Er is een man, er komt een tweede man, een vrouw en een commissaris. Tegen een muzikale achtergrond ontspint zich een verhoor waarin de ene man de andere man steeds verder in het nauw probeert te drijven. Zijn uiteindelijke bekentenis lijkt een formaliteit. Maar is dat ook zo?

De nieuwe muziektheatervoorstelling van Orkater is gebaseerd op de Italiaanse film Una pura formalitá (1994) van Giuseppe Tornatore en Pascal Quignard, waarin een beroemde schrijver tegenover een commissaris van politie, die zijn werk nog beter kent dan de schrijver zelf, geheugenverlies voorwendt om niet te hoeven antwoorden op vragen over een moord. Componist Micha Hamel zag er een toneelstuk in en wist zijn idee onder te brengen bij Orkater.

Op basis van een vertaling en bewerking van Dorine Cremers, Sarah Moeremans en Micha Hamel zelf, is een muziektheaterstuk gecreëerd waarin Pierre Bokma en Porgy Franssen voor het eerst naast elkaar op het toneel staan, Bokma als de schrijver, Franssen als de commissaris. Medeproducent Cello8ctet Amsterdam speelt de nieuwe noten van Hamel.

Zeven cellisten met in het midden Raphaëla Danksagmüller spelen voor op het toneel de ouverture tot Een pure formaliteit. Halverwege verschijnt Bokma, in een donker pak waarvan de onderkant van het jasje en de broekspijpen met modder zijn besmeurd. Hij neemt plaats op een metalen stoelenbankje dat we kennen uit wachtkamers van politiebureaus en begint zijn vingers tegen elkaar te wrijven. Een klein gebaar maar groot genoeg om duidelijk te maken dat we een man in nood voor ons hebben.

Het spel neemt een aanvang als de muzikanten zich naar de achtergrond hebben verplaatst, gezeten op een halfronde bank die deel uitmaakt van een hoog oprijzende betonnen muur waarin een enorme liftdeur de aandacht trekt. Het mausoleumachtige decor (ontwerp: Julian Maiwald) laat er geen misverstand over bestaan dat we ons niet in een reële wereld bevinden. De telefoons werken niet, halverwege de hoog oprijzende achterwand zit een enorme liftdeur, die onbereikbaar is.

Terwijl de muziek ook letterlijk naar de achtergrond verdwijnt, neemt de kwaliteit van het spel op de voorgrond steeds meer toe, goed geregisseerd door Sarah Moeremans. In de verwachting dat de confrontatie tussen Bokma en Franssen een gedenkwaardige toneelavond zou kunnen opleveren, wordt de toeschouwer niet teleurgesteld.
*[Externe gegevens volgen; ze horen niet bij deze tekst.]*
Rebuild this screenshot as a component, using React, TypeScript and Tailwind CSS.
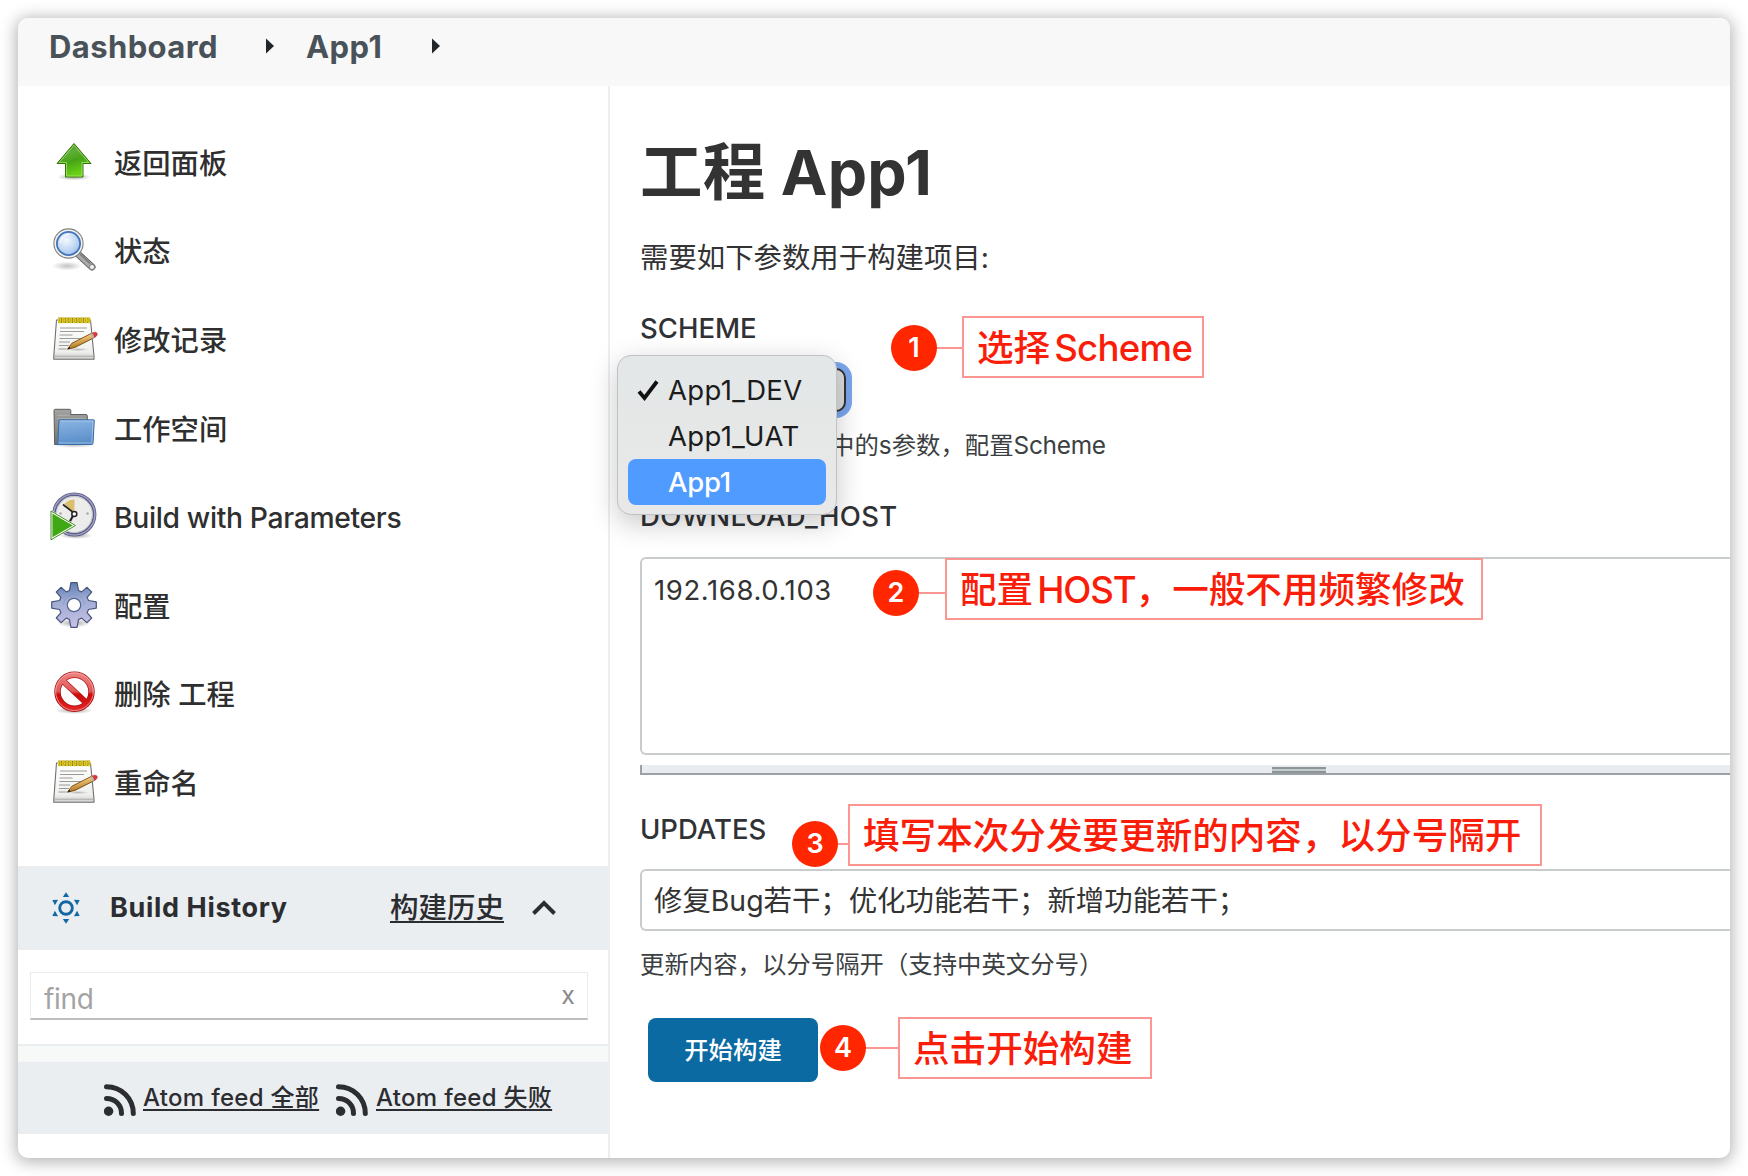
import type { ReactNode } from "react";

function UpArrowIcon() {
  return (
    <svg viewBox="0 0 48 48" className="size-12">
      <defs>
        <linearGradient id="upG" x1="0" y1="0" x2="0.3" y2="1">
          <stop offset="0" stopColor="#3f8f1c" />
          <stop offset="0.35" stopColor="#5fae38" />
          <stop offset="0.6" stopColor="#47a416" />
          <stop offset="1" stopColor="#6bd216" />
        </linearGradient>
        <radialGradient id="shG">
          <stop offset="0" stopColor="#000" stopOpacity="0.35" />
          <stop offset="1" stopColor="#000" stopOpacity="0" />
        </radialGradient>
      </defs>
      <ellipse cx="24" cy="39" rx="17" ry="3.5" fill="url(#shG)" />
      <path d="M24 5.5 41 25.5H33V39H15.5V25.5H7Z" fill="url(#upG)" stroke="#3a7304" strokeWidth="1" strokeLinejoin="round" />
      <path d="M24 7.3 38.8 24.5H32V38H16.5V24.5H9.2Z" fill="none" stroke="#b5ec8c" strokeWidth="0.8" opacity="0.8" />
    </svg>
  );
}

function SearchIcon() {
  return (
    <svg viewBox="0 0 48 48" className="size-12">
      <defs>
        <radialGradient id="lens" cx="0.4" cy="0.35" r="0.7">
          <stop offset="0" stopColor="#f4f9ff" />
          <stop offset="0.6" stopColor="#c3d9f4" />
          <stop offset="1" stopColor="#9dbfe9" />
        </radialGradient>
      </defs>
      <ellipse cx="17" cy="40" rx="15" ry="4.5" fill="url(#shG)" opacity="0.7" />
      <path d="m29 29 13 12" stroke="#555" strokeWidth="7" strokeLinecap="round" />
      <path d="m29 29 13 12" stroke="#a9a9a7" strokeWidth="5.2" strokeLinecap="round" />
      <path d="m30 28 10 9.5" stroke="#7b7b79" strokeWidth="1.6" />
      <circle cx="42" cy="41" r="2.6" fill="#eee" stroke="#666" strokeWidth="0.7" />
      <circle cx="18.5" cy="17.5" r="14.6" fill="#f1f1ef" stroke="#7f827f" strokeWidth="1.1" />
      <circle cx="18.5" cy="17.5" r="11.6" fill="url(#lens)" stroke="#4272b8" strokeWidth="1.8" />
      <path d="M10.5 17a8.4 8.4 0 0 1 9-8.5" stroke="#fff" strokeWidth="1.6" fill="none" opacity="0.7" />
    </svg>
  );
}

function NotepadIcon() {
  return (
    <svg viewBox="0 0 48 48" className="size-12">
      <defs>
        <linearGradient id="page" x1="0" y1="0" x2="0" y2="1">
          <stop offset="0" stopColor="#fff" />
          <stop offset="0.8" stopColor="#f0f0ee" />
          <stop offset="1" stopColor="#cfcfcd" />
        </linearGradient>
        <linearGradient id="pencil" x1="0.4" y1="0.3" x2="0.6" y2="0.8">
          <stop offset="0" stopColor="#efc77a" />
          <stop offset="1" stopColor="#b3731a" />
        </linearGradient>
      </defs>
      <path d="M6.5 5H40.5L44 41v3.2H3.8V41Z" fill="url(#page)" stroke="#6f716e" strokeWidth="1.1" strokeLinejoin="round" />
      <path d="M4.6 41.2H43.500" stroke="#a5a6a3" strokeWidth="0.9" />
      <path d="M10 13h27M10 16.5h24M9.5 20h13M9.5 23.5h25M9 27h11M9 30.5h10M8.5 34h8" stroke="#8f918e" strokeWidth="0.9" />
      <path d="M8 5.300H40" stroke="#7a6a10" strokeWidth="5.200" />
      <g fill="#b9a51c" stroke="#e3cf2a" strokeWidth="1.100">
        {[9.6, 13.3, 17, 20.7, 24.4, 28.1, 31.8, 35.5, 38.9].map((x) => (
          <ellipse key={x} cx={x} cy="5.3" rx="1.1" ry="2.6" />
        ))}
      </g>
      <ellipse cx="28" cy="34.500" rx="11" ry="1.600" fill="url(#shG)" opacity="0.7" />
      <path d="M17.500 34.200 21.800 28.300 41.500 18.300 44.300 22.600 25 32.400Z" fill="url(#pencil)" stroke="#704b12" strokeWidth="0.900" strokeLinejoin="round" />
      <path d="M40.200 19l2-1c1.300.8 2.200 2.400 2.200 4.500l-2.200 1.200c0-2-.7-3.600-2-4.700Z" fill="#b4b4b2" />
      <path d="M42.200 18c2-1 3.800-1.200 4.700 0 .8 1.200.2 2.500-.8 3.400l-1.700 1.200c0-2.100-.9-3.700-2.200-4.600Z" fill="#e2353a" stroke="#a81c20" strokeWidth="0.500" />
      <path d="M17.500 34.200 19.200 31.800 20.700 33.500Z" fill="#222" />
    </svg>
  );
}

function FolderIcon() {
  return (
    <svg viewBox="0 0 48 48" className="size-12">
      <defs>
        <linearGradient id="fold" x1="0" y1="0" x2="0.2" y2="1">
          <stop offset="0" stopColor="#8cb6e4" />
          <stop offset="1" stopColor="#5c8fca" />
        </linearGradient>
        <linearGradient id="foldB" x1="0" y1="0" x2="0" y2="1">
          <stop offset="0" stopColor="#a3a4a1" />
          <stop offset="1" stopColor="#71736f" />
        </linearGradient>
      </defs>
      <ellipse cx="24" cy="41" rx="22" ry="3" fill="url(#shG)" opacity="0.7" />
      <path d="M4.600 40.500 4 6.500c0-.8.4-1.200 1.200-1.200H19.500c.8 0 1.300.4 1.300 1.200v4H36c.8 0 1.300.4 1.300 1.200V40.500Z" fill="url(#foldB)" stroke="#5f615e" strokeWidth="1" />
      <path d="M7 11.500h12M7 14.500h29" stroke="#c2c3c0" strokeWidth="0.8" opacity="0.6" />
      <path d="M9.600 15.800H43.500c.6 0 .9.300.8.900L43 39c-.1 1-.6 1.500-1.500 1.500H5.500c1.300-.1 2.200-.7 2.300-2L9 16.500c0-.5.2-.7.6-.7Z" fill="url(#fold)" stroke="#3a6aa6" strokeWidth="1" />
      <path d="M10.300 17H43L41.800 39H8.700" fill="none" stroke="#b9d4f1" strokeWidth="0.8" opacity="0.8" />
    </svg>
  );
}

function ClockPlayIcon() {
  return (
    <svg viewBox="0 0 48 48" className="size-12">
      <ellipse cx="26" cy="43.500" rx="17" ry="3.500" fill="url(#shG)" />
      <circle cx="24.300" cy="22.500" r="20.300" fill="#ececea" stroke="#5d5d85" strokeWidth="3.600" />
      <circle cx="24.300" cy="22.500" r="20.600" fill="none" stroke="#9c9cc2" strokeWidth="1.500" />
      <circle cx="24.300" cy="22.500" r="18" fill="none" stroke="#bdbdc8" strokeWidth="0.900" />
      <path d="M24.300 22.500 14.500 11.500A15 15 0 0 1 24.600 7.500Z" fill="#dcbf6d" />
      <path d="M24 21 13 12.500" stroke="#222" strokeWidth="1.700" />
      <path d="m24 22 -5 9" stroke="#222" strokeWidth="2.200" />
      <circle cx="24.300" cy="22" r="2.500" fill="#fff" stroke="#222" strokeWidth="1.500" />
      <circle cx="37.500" cy="21.500" r="1.300" fill="#aaa" />
      <circle cx="10.500" cy="21.500" r="1.300" fill="#aaa" />
      <path d="M1.300 19.500 25 33.500 1.300 47.300Z" fill="#3fa814" stroke="#fff" strokeWidth="2.200" />
      <path d="M1 19 25.500 33.500 1 47.800Z" fill="none" stroke="#2d7a0b" strokeWidth="0.900" />
    </svg>
  );
}

const GEAR_ANGLES = [0, 45, 90, 135, 180, 225, 270, 315];

function GearIcon() {
  return (
    <svg viewBox="0 0 48 48" className="size-12">
      <defs>
        <linearGradient id="gear" gradientUnits="userSpaceOnUse" x1="22" y1="2" x2="26" y2="46">
          <stop offset="0" stopColor="#5f7fb3" />
          <stop offset="0.4" stopColor="#a0aed4" />
          <stop offset="0.7" stopColor="#b3b5dc" />
          <stop offset="1" stopColor="#c9c4e6" />
        </linearGradient>
      </defs>
      <ellipse cx="24" cy="42" rx="17" ry="4.500" fill="url(#shG)" />
      <path
        d="M19.500 9.500 20.900 1.700h6.200L28.500 9.500l3.200 1.400 5.300-4.600 4.700 4.700-4.600 5.300 1.400 3.200 7.800 1.400v6.200l-7.800 1.400-1.400 3.200 4.600 5.300-4.700 4.700-5.300-4.600-3.200 1.400-1.400 7.800h-6.200l-1.400-7.800-3.200-1.400-5.300 4.600-4.700-4.700 4.600-5.300-1.400-3.200-7.800-1.400v-6.200l7.800-1.400 1.400-3.200-4.600-5.300 4.700-4.700 5.300 4.600Z"
        fill="url(#gear)"
        stroke="#4a557e"
        strokeWidth="1.200"
        strokeLinejoin="round"
      />
      <path d="M24 24m-10.500 0a10.500 10.500 0 0 1 21 0" fill="none" stroke="#8795c4" strokeWidth="1" opacity="0.600" />
      <circle cx="24" cy="24" r="6.700" fill="#fff" stroke="#56608c" strokeWidth="1.200" />
    </svg>
  );
}

function ForbiddenIcon() {
  return (
    <svg viewBox="0 0 48 48" className="size-12">
      <defs>
        <linearGradient id="forb" gradientUnits="userSpaceOnUse" x1="0" y1="3" x2="0" y2="43">
          <stop offset="0" stopColor="#ee8482" />
          <stop offset="0.480" stopColor="#e05a58" />
          <stop offset="0.560" stopColor="#cc0a0a" />
          <stop offset="1" stopColor="#e22a2a" />
        </linearGradient>
      </defs>
      <ellipse cx="24" cy="41.500" rx="19" ry="3.500" fill="url(#shG)" />
      <circle cx="24.500" cy="22.700" r="17" fill="#fff" stroke="#a80f10" strokeWidth="6.400" />
      <path d="M12.500 11.500 36.500 34" stroke="#b01a1a" strokeWidth="6.200" />
      <circle cx="24.500" cy="22.700" r="17" fill="none" stroke="url(#forb)" strokeWidth="5" />
      <path d="M12.500 11.500 36.500 34" stroke="url(#forb)" strokeWidth="4.800" />
      <circle cx="24.500" cy="22.700" r="18.800" fill="none" stroke="#f6b9b7" strokeWidth="0.700" />
    </svg>
  );
}

function HistoryIcon() {
  return (
    <svg viewBox="0 0 32 32" className="size-8">
      <circle cx="16" cy="16" r="6.300" fill="none" stroke="#1268a3" strokeWidth="2.900" />
      {[0, 60, 120, 180, 240, 300].map((a) => (
        <path key={a} d="M12.800 5 16 0.200 19.200 5Z" fill="#1268a3" transform={`rotate(${a} 16 16)`} />
      ))}
    </svg>
  );
}

function RssIcon() {
  return (
    <svg viewBox="0 0 32 32" className="size-8 shrink-0" fill="none" stroke="#2b2d30" strokeWidth="5" strokeLinecap="round">
      <circle cx="4.600" cy="27.200" r="4.700" fill="#2b2d30" stroke="none" />
      <path d="M2.500 14.500C11 14.500 17.500 21 17.500 29.500" />
      <path d="M2.500 2.700C17.500 2.700 29.300 14.500 29.300 29.500" />
    </svg>
  );
}

const MENU: { label: string; icon: ReactNode; tracking?: string }[] = [
  { label: "返回面板", icon: <UpArrowIcon /> },
  { label: "状态", icon: <SearchIcon /> },
  { label: "修改记录", icon: <NotepadIcon /> },
  { label: "工作空间", icon: <FolderIcon /> },
  { label: "Build with Parameters", icon: <ClockPlayIcon />, tracking: "tracking-[-0.350px]" },
  { label: "配置", icon: <GearIcon /> },
  { label: "删除 工程", icon: <ForbiddenIcon /> },
  { label: "重命名", icon: <NotepadIcon /> },
];

function Breadcrumbs() {
  return (
    <header className="flex h-[68px] shrink-0 items-start bg-[#f8f8f8] pt-[9px] pl-[31px] text-[31px] leading-10 font-bold text-[#4a5259]">
      <span className="w-[217px] tracking-[0.400px]">Dashboard</span>
      <Caret />
      <span className="ml-[32px] w-[126px] tracking-[0.400px]">App1</span>
      <Caret />
    </header>
  );
}

function Caret() {
  return (
    <svg viewBox="0 0 8 16" className="mt-[11px] h-4 w-2 shrink-0">
      <path d="M0 0.500 8 8 0 15.500Z" fill="#22262a" />
    </svg>
  );
}

function Sidebar() {
  return (
    <aside className="flex w-[592px] shrink-0 flex-col border-r-2 border-[#eceff1]">
      <nav className="flex flex-col pt-[33px] pl-8">
        {MENU.map((m) => (
          <a key={m.label} className="flex h-[88.600px] items-center gap-4">
            <span className="mb-[3px] size-12 shrink-0">{m.icon}</span>
            <span className={`pt-px text-[28.300px] leading-9 font-medium text-[#2f2f2f] ${m.tracking ?? ""}`}>{m.label}</span>
          </a>
        ))}
      </nav>
      <div className="mt-[38px] flex h-[84px] shrink-0 items-center bg-[#ebeef1] pl-8">
        <HistoryIcon />
        <span className="ml-[28px] text-[27px] leading-9 font-bold tracking-[0.650px] text-[#2b2d30]">Build History</span>
        <a className="ml-auto text-[28.500px] leading-9 font-medium text-[#2b2d30] underline decoration-2 underline-offset-[3px]">构建历史</a>
        <svg viewBox="0 0 26 16" className="mr-[51px] ml-[27px] h-4 w-[26px]">
          <path d="M2.500 13.500 13 3l10.500 10.500" fill="none" stroke="#2b2d30" strokeWidth="3.900" />
        </svg>
      </div>
      <div className="flex h-[94px] shrink-0 items-start pt-[22px] pl-3">
        <div className="flex h-12 w-[558px] items-center justify-between border border-b-2 border-[#ebebeb] border-b-[#bcbec0] pr-3 pl-[13px]">
          <span className="pt-[7px] text-[28px] leading-9 tracking-[-0.300px] text-[#a3a3a3]">find</span>
          <span className="pb-px text-[25px] leading-8 text-[#8a8a8a]">x</span>
        </div>
      </div>
      <div className="h-[18px] shrink-0 border-t-2 border-[#ebeef1] bg-[#f7f8f8]" />
      <div className="flex h-[72px] shrink-0 items-center bg-[#ebeef1] pt-1 pl-[86px] text-[24px] leading-8 font-medium tracking-[0.300px] text-[#2b2d30]">
        <RssIcon />
        <a className="ml-[7px] w-[177px] pb-1 whitespace-nowrap underline decoration-2 underline-offset-[3px]">Atom feed 全部</a>
        <span className="ml-4 flex items-center">
          <RssIcon />
          <a className="ml-2 pb-1 whitespace-nowrap underline decoration-2 underline-offset-[3px]">Atom feed 失败</a>
        </span>
      </div>
    </aside>
  );
}

function Note({ n, place, drop, gap, width, children }: { n: number; place: string; drop: string; gap: string; width: string; children: ReactNode }) {
  return (
    <div className={`absolute flex items-start ${place}`}>
      <span className={`flex items-center ${drop}`}>
        <span className="flex size-[46px] items-center justify-center rounded-full bg-[#ff2600] pb-0.5 text-[27px] leading-none font-semibold text-white">{n}</span>
        <span className={`h-0.5 bg-[#fb9692] ${gap}`} />
      </span>
      <span className={`flex h-[62px] items-center border-2 border-[#fb9692] pt-[3px] pl-[13px] text-[36.600px] leading-none font-medium whitespace-nowrap text-[#f91d0a] ${width}`}>
        {children}
      </span>
    </div>
  );
}

function SchemeSelect() {
  return (
    <div className="relative mt-[22px] h-11 w-[206px] rounded-[10px] border-2 border-[#333] bg-[#dcdcdc] shadow-[0_0_0_6px_#7ba6ee]">
      <ul className="absolute top-[-15px] left-[-25px] z-10 h-[160px] w-[220px] rounded-[14px] border border-[#bfc3c4] bg-[#e7e8e8] bg-linear-to-b from-[#e3e7e7] to-[#e9e8e8] px-[10px] pt-[11px] text-[27.500px] leading-[46px] tracking-[0.350px] text-[#1c1c1c] shadow-[0_8px_28px_rgba(0,0,0,0.220)]">
        <li className="flex h-[46px] items-center">
          <svg viewBox="0 0 22 22" className="ml-[9px] size-[22px]">
            <path d="m2 12.500 5.500 6.500L20 2.500" fill="none" stroke="#111" strokeWidth="3.800" />
          </svg>
          <span className="ml-[9px]">App1_DEV</span>
        </li>
        <li className="h-[46px] pl-10">App1_UAT</li>
        <li className="h-[46px] rounded-[8px] bg-[#4f9bff] pl-10 font-medium tracking-[-0.300px] text-white">App1</li>
      </ul>
    </div>
  );
}

const LABEL = "text-[27.500px] leading-9 font-medium text-[#303235]";

function BuildForm() {
  return (
    <main className="relative flex min-w-0 flex-1 flex-col pt-[46px] pl-[30px] text-[#333]">
      <h1 className="text-[62.500px] leading-[80px] font-bold tracking-[0.300px] text-[#333]">工程 App1</h1>
      <p className="mt-[26px] text-[28.400px] leading-10">需要如下参数用于构建项目:</p>

      <section className="mt-8 flex flex-col">
        <div className={LABEL}>SCHEME</div>
        <SchemeSelect />
        <p className="mt-[17px] pl-[190px] text-[24.400px] leading-8 text-[#3c3f42]">
          中的s参数，配置<span className="tracking-[-0.300px]">Scheme</span>
        </p>
      </section>

      <section className="mt-[37px] flex flex-col">
        <div className={`${LABEL} tracking-[0.350px]`}>DOWNLOAD_HOST</div>
        <div className="mt-[23px] h-[198px] rounded-l-[6px] border-2 border-r-0 border-[#c8cccd] px-3 pt-[13px] text-[27.500px] leading-9 tracking-[0.600px]">192.168.0.103</div>
        <div className="mt-[10px] flex h-[10px] justify-center border-b-2 border-l-2 border-[#9aa1a8] bg-[#e9edf0] pl-[226px]">
          <span className="mt-0.5 h-[6px] w-[54px] border-y-2 border-[#8d9496] bg-[#c5cccd]" />
        </div>
      </section>

      <section className="mt-9 flex flex-col">
        <div className={LABEL}>UPDATES</div>
        <div className="mt-[22px] flex h-[62px] items-center rounded-l-[6px] border-2 border-r-0 border-[#c8cccd] px-3 pt-0.5 text-[28.400px] leading-9">
          修复Bug若干；优化功能若干；新增功能若干；
        </div>
        <p className="mt-[17px] text-[24.400px] leading-8 text-[#3c3f42]">更新内容，以分号隔开（支持中英文分号）</p>
      </section>

      <button className="mt-[38px] ml-2 h-16 w-[170px] rounded-[8px] bg-[#0b6aa2] text-[24.400px] leading-none font-medium text-white">开始构建</button>

      <Note n={1} place="top-[230px] left-[281px]" drop="mt-[9px]" gap="w-[25px]" width="w-[242px]">
        选择<span className="ml-1 tracking-[-0.700px]">Scheme</span>
      </Note>
      <Note n={2} place="top-[472px] left-[263px]" drop="mt-[12px]" gap="w-[26px]" width="w-[538px]">
        配置<span className="ml-1 tracking-[-1.100px]">HOST</span>，一般不用频繁修改
      </Note>
      <Note n={3} place="top-[718px] left-[182px]" drop="mt-[17px]" gap="w-[10px]" width="w-[694px]">填写本次分发要更新的内容，以分号隔开</Note>
      <Note n={4} place="top-[931px] left-[210px]" drop="mt-[8px]" gap="w-[32px]" width="w-[254px]">点击开始构建</Note>
    </main>
  );
}

export default function App() {
  return (
    <div className="h-[1176px] w-[1748px] overflow-hidden bg-white p-[18px] font-['Inter','Noto_Sans_CJK_SC',sans-serif]">
      <div className="flex h-[1140px] w-[1712px] flex-col overflow-hidden rounded-[10px] bg-white shadow-[0_2px_16px_2px_rgba(0,0,0,0.300)]">
        <Breadcrumbs />
        <div className="flex min-h-0 flex-1">
          <Sidebar />
          <BuildForm />
        </div>
      </div>
    </div>
  );
}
Het bracht de herinnering boven aan een vergelijkbaar toneelstuk van een paar seizoenen geleden waarin Jan Decleir en Tom Dewispelaere om elkaar heen draaiden in Onvoltooid verleden, naar een roman van Hugo Claus.

Maar waar in dat stuk de psychologie voor de spanning én de ontmanteling zorgde, draait het in Een pure formaliteit eerder om een confrontatie rond de feiten en brengt commissaris Franssen (die met een verdoofde dubbele hernia speelde en voor de zekerheid een stok had meegekregen, die hij als de hernia voorbij is niet opzij zou moeten leggen) de verdachte schrijver steeds verder in het nauw door hem zijn verhaal steeds opnieuw te laten vertellen en af een toe een voorwerp in te brengen om de schrijver in verwarring te brengen.

Dat laatste overkomt ook de toeschouwer. Het blijft lang onduidelijk waar we ons bevinden, wat er aan de hand is en waar we op uit moeten komen. Gaandeweg wordt duidelijk dat het niet zozeer gaat om een whodunnit als om een ontmaskering. De schrijver probeert tot aan het einde de vermoorde onschuld te spelen, maar het masker valt als Franssen hem een pistool in een plastic zak toont en vlak voordat hij af gaat nog toevoegt dat het manuscript dat op zijn bureau is gevonden het beste is wat hij in zijn leven heeft geschreven en postuum voor zijn grootste succes zal zorgen.